Les plus belles résolutions. Cette comparaison toute morale a ici quelque chose qui
étonne.
§4. Tout ce qui doit arriver. L'expression n'a peut-être
pas ici toute la netteté désirable, bien que la pensée se comprenne fort bien :
il aurait fallu paraphraser le texte pour le rendre plus précis.
Ce sont là
des faits qui ne portent pas leurs conséquences naturelles et présumées.
§5. Que nous avons indiquées, dans le chapitre précédent,
§6.
Des temps, des distances. Voir plus haut, ch. I, §4.
Sans avoir aucun de ces caractères. Le texte dit : "Sans être aucune
de ces choses".
Celle de Démocrite. Voir les fragments de Démocrite, édition de Mullach, p. 408.
On a souvent rappelé cette opinion de Démocrite.
§6. Ainsi quand on agite l'eau ou l'air. Aristote a déjà
employé une comparaison analogue, Traité des Rêves, ch. III, §4.
Certain mouvement, certaine sensation. Aristote donnerait ainsi une cause
presque toute extérieure aux rêves ; voir plus haut, ch. III, §1 et suiv.
De quelque façon, ou "en quelque lieu". J'ai préféré le premier sens
comme étant plus d'accord avec le contexte.
Soient plus sensibles durant la nuit.
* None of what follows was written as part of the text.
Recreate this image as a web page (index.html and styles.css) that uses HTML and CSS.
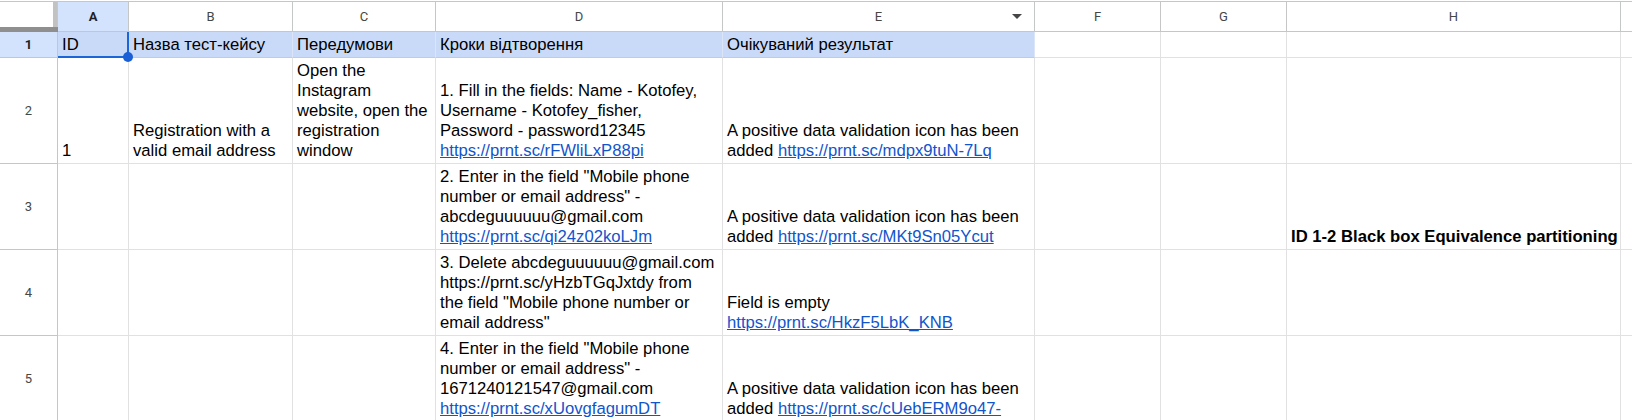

Voir plus haut, ch. I, §7, et le
Traité des Rêves, ch. III, §2.
§7. Aux plus sensés des hommes. Voir plus haut, §2.
§8. La pensée de ces gens-là ... aveuglément. Voir un peu
plus haut, §11, ce qui est dit des mélancoliques.
§9. Aux transports extatiques. On voit qu'Aristote prend
ici le mot d'extase dans son sens étymologique et vrai : "Ceux dont l'état
est déplacé, dont l'état est bouleversé". Les commentateurs croient qu'il
veut désigner les Pythonisses et les prêtres inspirés.
Qui leur sont personnels. Le texte dit : "Propres". Cette observation est
profondément vraie.
Ne les troublent pas. Mot à mot : "Ne les enivrent pas".
Comme réduits en pièces. Le texte emploie une métaphore tout à fait pareille.
§10. Et de même que tout éloignés qu'ils sont. Le texte
n'est pas tout à fait aussi précis, mais la pensée me semble incontestable.
§11. A cause de la violence de leurs sensations. Le texte
est plus vague.
De plus loin ... plus sûrement. Le texte a des positifs au leu de comparatifs.
Philaegide.
On ne connaît pas autrement ce poëte. Léonicus suppose ingénieusement une
variante qui consiste à lire : Philénis, au lieu de Philaegide. Philénis était
une courtisane qui avait fait des poèmes érotiques fort licencieux. Le texte,
selon moi, s'accomoderait très-bien de cette conjecture, si toutefois je l'ai bien
compris.
§12. Qui reproduiraient exactement les choses. Le texte
n'est pas tout à fait aussi précis, j'ai dû le développer un peu.
Ainsi que nous l'avons déjà dit. Voir plus haut, §6, et Traité des
Rêves, ch. III, §4.
Brise le rêve et l'empêche... J'ai dû ici paraphrase le texte.
§13. Telle est donc. Résumé de tout le traité.
Tirée des songes. Peut-être cette expression eût-elle été plus convenable pour
le titre même du traité.
§14. Il faut étudier maintenant. Je ne sais pourquoi
l'édition de Berlin a supprimé cette phrase que donnent la plupart des éditions
et des manuscrits. C'est elle qui justifie la place qu'occupe le petit traité
suivant : il se rattache d'ailleurs, comme tous ceux qui précèdent ou qui
viennent après, aux questions déjà discutées dans le Traité de l'Ame.